> [SUPPLIED DATA]:

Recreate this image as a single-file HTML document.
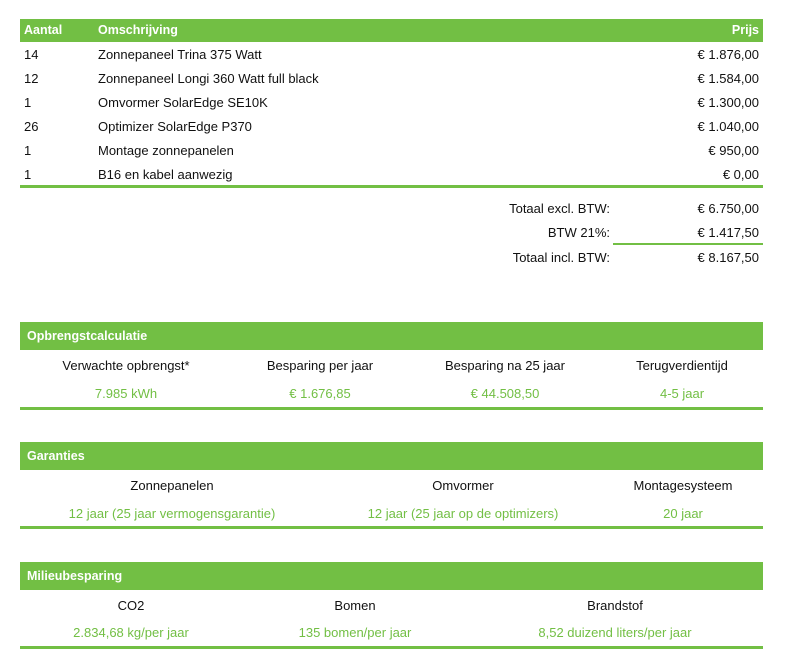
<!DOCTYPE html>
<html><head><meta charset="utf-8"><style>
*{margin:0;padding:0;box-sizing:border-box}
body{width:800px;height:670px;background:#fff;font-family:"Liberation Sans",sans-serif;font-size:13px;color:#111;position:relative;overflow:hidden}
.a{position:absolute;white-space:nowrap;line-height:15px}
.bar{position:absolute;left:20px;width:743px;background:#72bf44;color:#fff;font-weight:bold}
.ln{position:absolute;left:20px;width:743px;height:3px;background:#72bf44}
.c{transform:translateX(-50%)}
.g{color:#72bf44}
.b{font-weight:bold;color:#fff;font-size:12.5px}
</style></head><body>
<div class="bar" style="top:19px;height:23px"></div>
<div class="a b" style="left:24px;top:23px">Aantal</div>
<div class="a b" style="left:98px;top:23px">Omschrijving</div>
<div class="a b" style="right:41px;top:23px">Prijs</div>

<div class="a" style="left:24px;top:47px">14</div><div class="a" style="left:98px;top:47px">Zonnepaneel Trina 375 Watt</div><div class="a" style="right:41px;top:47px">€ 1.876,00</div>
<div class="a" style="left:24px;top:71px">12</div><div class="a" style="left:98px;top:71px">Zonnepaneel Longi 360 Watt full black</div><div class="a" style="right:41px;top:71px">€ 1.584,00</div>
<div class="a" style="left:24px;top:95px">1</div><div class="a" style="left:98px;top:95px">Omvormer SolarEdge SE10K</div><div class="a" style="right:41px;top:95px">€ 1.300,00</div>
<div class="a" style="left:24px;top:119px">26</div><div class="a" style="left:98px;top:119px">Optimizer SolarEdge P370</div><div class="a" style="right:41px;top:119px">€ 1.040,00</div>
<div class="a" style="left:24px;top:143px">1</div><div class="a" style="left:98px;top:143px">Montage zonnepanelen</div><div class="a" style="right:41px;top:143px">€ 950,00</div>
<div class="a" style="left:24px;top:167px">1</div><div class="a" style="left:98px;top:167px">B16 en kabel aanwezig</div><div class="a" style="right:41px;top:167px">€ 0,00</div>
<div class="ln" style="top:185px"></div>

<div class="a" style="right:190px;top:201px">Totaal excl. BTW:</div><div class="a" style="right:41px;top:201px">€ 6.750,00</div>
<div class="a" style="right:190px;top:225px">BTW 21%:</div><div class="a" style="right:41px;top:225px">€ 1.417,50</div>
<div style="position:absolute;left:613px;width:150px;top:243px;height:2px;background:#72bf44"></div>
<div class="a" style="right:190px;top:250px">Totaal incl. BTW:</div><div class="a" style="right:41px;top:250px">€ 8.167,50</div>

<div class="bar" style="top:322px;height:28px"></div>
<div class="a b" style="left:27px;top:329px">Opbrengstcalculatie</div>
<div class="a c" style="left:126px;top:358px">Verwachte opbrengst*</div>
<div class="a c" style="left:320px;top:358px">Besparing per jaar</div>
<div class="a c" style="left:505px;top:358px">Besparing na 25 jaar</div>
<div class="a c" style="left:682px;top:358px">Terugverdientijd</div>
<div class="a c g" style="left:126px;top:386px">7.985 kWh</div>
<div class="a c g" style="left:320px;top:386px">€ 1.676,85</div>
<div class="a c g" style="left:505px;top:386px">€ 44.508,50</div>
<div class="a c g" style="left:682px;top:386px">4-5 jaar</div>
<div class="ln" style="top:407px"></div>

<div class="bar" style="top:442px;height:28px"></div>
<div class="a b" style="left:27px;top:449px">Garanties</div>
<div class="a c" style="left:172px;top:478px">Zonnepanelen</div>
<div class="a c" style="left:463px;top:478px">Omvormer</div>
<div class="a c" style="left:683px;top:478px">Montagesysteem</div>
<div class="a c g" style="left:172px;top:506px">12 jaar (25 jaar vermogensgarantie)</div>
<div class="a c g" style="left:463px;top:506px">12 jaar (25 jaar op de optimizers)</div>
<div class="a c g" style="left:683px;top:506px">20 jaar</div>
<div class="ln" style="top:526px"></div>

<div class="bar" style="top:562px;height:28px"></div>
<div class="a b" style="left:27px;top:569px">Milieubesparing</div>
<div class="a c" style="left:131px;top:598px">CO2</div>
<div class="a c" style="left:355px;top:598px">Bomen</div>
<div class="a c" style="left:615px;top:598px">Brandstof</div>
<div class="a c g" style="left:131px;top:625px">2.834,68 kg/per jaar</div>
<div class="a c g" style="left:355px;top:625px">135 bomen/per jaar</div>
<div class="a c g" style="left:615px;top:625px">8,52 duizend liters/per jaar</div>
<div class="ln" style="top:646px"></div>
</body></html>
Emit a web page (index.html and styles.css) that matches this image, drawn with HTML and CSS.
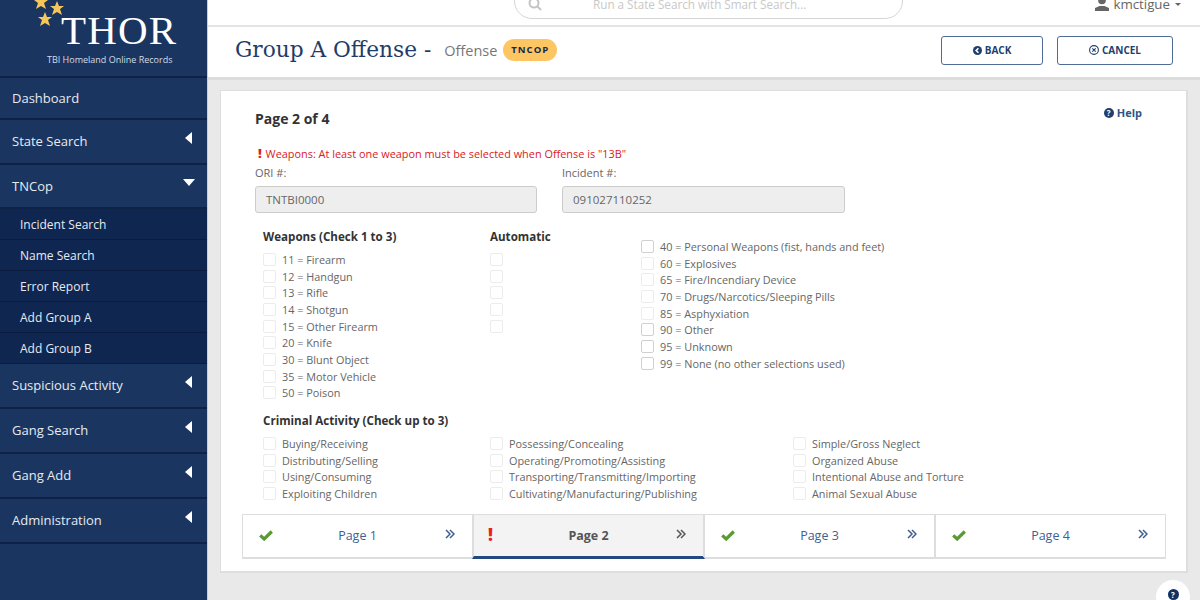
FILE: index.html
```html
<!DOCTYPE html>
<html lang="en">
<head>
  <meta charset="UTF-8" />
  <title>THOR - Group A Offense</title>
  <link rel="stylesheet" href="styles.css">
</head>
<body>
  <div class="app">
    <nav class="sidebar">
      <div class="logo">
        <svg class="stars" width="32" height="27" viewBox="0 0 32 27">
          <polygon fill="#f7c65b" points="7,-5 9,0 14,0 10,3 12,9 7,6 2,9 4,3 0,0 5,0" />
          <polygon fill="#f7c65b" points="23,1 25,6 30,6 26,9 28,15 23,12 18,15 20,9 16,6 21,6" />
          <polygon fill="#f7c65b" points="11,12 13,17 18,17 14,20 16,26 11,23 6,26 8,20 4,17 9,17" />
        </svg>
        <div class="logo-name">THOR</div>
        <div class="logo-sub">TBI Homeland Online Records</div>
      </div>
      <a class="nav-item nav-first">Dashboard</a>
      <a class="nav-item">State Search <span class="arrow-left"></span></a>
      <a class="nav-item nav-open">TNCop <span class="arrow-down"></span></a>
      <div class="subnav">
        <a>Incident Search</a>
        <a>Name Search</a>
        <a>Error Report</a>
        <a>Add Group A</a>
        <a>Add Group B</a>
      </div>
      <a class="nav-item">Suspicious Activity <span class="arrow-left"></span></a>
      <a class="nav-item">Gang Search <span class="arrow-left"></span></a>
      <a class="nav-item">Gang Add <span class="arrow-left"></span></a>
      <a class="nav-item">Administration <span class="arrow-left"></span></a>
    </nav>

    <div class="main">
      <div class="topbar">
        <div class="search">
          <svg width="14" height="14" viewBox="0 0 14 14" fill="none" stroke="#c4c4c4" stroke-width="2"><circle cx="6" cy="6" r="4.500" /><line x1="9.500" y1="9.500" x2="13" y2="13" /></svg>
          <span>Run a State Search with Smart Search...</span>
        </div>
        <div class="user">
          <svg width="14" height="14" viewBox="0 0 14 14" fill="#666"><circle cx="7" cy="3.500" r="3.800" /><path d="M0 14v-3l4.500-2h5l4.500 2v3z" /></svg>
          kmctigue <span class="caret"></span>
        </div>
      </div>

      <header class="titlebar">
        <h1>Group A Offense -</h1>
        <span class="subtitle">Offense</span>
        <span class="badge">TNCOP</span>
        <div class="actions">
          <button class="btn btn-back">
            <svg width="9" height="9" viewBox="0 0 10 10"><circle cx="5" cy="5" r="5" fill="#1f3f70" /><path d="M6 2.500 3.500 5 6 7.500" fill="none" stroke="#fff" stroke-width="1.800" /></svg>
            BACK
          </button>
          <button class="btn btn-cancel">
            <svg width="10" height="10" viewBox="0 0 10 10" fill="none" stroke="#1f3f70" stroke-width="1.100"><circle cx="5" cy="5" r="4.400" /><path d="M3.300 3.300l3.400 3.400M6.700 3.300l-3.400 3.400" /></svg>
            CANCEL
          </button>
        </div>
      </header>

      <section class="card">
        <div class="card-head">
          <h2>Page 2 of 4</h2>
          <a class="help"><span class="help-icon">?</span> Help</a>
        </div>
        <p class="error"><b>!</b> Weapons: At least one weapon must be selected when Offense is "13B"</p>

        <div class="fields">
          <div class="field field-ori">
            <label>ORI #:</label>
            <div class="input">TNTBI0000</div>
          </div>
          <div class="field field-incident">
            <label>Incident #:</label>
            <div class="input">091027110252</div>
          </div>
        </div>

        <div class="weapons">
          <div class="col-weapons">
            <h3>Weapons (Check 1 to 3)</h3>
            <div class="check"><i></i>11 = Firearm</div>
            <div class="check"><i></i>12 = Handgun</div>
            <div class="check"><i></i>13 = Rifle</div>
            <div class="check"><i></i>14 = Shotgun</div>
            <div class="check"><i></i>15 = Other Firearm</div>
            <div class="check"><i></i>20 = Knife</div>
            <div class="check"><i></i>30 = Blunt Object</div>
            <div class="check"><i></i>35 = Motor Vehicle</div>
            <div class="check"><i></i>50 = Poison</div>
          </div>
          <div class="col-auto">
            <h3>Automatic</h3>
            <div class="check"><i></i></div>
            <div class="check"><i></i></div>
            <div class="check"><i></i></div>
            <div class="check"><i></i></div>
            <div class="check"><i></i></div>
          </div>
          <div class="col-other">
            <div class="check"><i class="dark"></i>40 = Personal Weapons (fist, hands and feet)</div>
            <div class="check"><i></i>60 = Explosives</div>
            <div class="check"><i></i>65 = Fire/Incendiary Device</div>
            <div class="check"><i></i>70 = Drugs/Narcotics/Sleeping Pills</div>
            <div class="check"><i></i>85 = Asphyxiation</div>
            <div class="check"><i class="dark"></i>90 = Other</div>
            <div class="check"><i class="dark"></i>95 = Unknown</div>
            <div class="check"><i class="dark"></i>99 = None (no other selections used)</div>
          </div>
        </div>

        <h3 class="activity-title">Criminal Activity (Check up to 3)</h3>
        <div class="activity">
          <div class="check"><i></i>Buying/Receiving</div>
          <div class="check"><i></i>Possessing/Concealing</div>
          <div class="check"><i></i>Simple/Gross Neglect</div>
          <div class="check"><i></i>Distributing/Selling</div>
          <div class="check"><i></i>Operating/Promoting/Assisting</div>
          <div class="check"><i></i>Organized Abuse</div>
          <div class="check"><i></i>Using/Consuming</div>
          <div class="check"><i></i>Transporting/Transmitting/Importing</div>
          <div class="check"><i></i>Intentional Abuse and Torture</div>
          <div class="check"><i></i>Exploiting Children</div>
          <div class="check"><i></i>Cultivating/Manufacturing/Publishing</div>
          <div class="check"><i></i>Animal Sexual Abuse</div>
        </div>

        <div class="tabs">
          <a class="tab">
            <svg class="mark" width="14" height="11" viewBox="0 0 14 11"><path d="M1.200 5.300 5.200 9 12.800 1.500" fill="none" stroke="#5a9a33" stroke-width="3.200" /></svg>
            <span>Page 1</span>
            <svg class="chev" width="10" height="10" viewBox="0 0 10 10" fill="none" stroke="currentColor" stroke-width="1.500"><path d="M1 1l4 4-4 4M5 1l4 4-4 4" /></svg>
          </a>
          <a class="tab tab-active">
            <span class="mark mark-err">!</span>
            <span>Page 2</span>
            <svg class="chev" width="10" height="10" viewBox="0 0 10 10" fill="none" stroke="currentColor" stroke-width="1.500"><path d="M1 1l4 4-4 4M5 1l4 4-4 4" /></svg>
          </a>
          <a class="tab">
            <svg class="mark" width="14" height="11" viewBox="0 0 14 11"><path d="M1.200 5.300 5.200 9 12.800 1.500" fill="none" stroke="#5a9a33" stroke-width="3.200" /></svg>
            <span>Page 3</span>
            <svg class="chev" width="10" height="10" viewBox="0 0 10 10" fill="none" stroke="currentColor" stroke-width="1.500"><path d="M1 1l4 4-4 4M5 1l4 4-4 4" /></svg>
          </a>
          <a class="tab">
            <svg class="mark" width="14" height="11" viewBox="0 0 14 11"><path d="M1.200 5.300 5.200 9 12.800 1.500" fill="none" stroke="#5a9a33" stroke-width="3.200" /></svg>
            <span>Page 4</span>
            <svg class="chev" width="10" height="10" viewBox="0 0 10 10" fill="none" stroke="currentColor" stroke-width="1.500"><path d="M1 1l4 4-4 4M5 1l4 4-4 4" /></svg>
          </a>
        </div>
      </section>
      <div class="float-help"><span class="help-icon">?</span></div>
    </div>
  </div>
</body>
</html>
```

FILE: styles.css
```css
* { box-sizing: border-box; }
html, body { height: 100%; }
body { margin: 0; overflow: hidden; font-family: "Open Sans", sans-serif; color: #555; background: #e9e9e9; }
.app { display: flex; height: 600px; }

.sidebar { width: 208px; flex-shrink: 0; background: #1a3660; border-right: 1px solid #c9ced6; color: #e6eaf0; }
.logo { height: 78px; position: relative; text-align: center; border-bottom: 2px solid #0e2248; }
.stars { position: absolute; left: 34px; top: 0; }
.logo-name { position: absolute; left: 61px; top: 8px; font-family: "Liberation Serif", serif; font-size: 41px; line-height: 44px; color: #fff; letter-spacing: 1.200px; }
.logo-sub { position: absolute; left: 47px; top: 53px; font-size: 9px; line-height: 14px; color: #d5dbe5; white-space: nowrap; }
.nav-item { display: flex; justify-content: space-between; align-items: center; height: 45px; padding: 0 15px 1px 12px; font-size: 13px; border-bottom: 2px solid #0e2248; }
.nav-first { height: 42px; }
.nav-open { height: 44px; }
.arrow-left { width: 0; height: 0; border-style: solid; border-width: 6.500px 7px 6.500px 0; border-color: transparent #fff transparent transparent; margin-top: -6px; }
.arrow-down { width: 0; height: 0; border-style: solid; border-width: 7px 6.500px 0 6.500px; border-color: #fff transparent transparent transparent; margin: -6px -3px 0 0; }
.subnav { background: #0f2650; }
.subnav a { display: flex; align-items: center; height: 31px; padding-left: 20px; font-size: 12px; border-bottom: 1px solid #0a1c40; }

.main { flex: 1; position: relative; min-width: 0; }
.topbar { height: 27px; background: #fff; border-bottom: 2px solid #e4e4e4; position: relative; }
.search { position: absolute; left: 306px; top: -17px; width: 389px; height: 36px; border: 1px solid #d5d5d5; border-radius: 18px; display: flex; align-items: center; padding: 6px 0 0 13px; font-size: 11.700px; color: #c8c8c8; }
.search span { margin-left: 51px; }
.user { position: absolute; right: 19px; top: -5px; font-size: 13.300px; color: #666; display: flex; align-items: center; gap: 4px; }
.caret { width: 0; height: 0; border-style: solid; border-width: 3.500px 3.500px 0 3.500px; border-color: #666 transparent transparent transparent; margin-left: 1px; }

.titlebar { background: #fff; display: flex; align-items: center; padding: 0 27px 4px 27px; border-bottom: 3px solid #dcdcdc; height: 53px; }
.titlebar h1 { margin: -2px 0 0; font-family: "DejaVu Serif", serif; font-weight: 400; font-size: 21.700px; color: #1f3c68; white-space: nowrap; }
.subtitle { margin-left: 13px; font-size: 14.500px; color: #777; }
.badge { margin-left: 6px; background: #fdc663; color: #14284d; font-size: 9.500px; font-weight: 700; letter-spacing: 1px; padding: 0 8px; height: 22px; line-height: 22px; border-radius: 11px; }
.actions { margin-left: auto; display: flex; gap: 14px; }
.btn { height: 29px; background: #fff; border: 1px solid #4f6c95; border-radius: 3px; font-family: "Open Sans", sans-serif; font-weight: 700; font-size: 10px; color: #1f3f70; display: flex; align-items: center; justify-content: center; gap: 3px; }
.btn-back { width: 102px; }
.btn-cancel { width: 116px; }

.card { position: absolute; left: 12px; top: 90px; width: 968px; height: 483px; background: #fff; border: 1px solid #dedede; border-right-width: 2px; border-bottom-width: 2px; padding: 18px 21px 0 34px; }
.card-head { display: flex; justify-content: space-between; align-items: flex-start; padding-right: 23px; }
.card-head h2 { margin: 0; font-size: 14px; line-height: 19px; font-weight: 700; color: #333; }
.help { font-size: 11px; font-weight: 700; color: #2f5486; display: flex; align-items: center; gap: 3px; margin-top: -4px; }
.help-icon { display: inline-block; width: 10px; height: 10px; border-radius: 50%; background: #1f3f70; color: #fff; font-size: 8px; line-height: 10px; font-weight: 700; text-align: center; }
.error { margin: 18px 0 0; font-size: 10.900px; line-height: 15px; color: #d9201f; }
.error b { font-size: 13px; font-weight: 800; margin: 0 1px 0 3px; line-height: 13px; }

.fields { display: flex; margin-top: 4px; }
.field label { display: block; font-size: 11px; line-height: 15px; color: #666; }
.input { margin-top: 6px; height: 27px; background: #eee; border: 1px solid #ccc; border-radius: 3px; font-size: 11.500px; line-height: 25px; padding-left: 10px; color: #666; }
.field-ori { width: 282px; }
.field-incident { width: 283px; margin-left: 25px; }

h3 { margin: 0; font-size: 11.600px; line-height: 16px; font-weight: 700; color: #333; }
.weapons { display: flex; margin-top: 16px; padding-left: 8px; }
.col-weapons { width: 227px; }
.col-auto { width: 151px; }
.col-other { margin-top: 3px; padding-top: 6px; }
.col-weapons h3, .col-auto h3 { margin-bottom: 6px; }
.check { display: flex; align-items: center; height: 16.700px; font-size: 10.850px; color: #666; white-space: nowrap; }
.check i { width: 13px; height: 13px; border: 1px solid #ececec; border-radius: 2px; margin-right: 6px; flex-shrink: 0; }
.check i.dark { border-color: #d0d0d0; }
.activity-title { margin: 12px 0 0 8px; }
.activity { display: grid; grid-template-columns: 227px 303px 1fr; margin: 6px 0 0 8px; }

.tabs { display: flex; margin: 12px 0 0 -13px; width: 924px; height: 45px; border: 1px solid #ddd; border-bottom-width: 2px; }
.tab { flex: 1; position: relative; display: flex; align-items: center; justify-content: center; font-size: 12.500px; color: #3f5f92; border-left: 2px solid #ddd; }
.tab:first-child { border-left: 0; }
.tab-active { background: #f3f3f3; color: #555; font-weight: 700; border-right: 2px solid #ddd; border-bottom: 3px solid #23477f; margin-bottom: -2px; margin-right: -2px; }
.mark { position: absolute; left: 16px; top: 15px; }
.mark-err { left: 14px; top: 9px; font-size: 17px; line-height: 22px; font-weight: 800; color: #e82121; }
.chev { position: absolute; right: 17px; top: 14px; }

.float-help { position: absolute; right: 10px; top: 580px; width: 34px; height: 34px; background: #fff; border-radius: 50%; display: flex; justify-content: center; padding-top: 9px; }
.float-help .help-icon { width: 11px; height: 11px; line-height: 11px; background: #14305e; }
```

> [THE EXERCISE]: Scan the records above and report how many lines include the word "this", without any other text.

> [RESULT OF THE TASK]: 2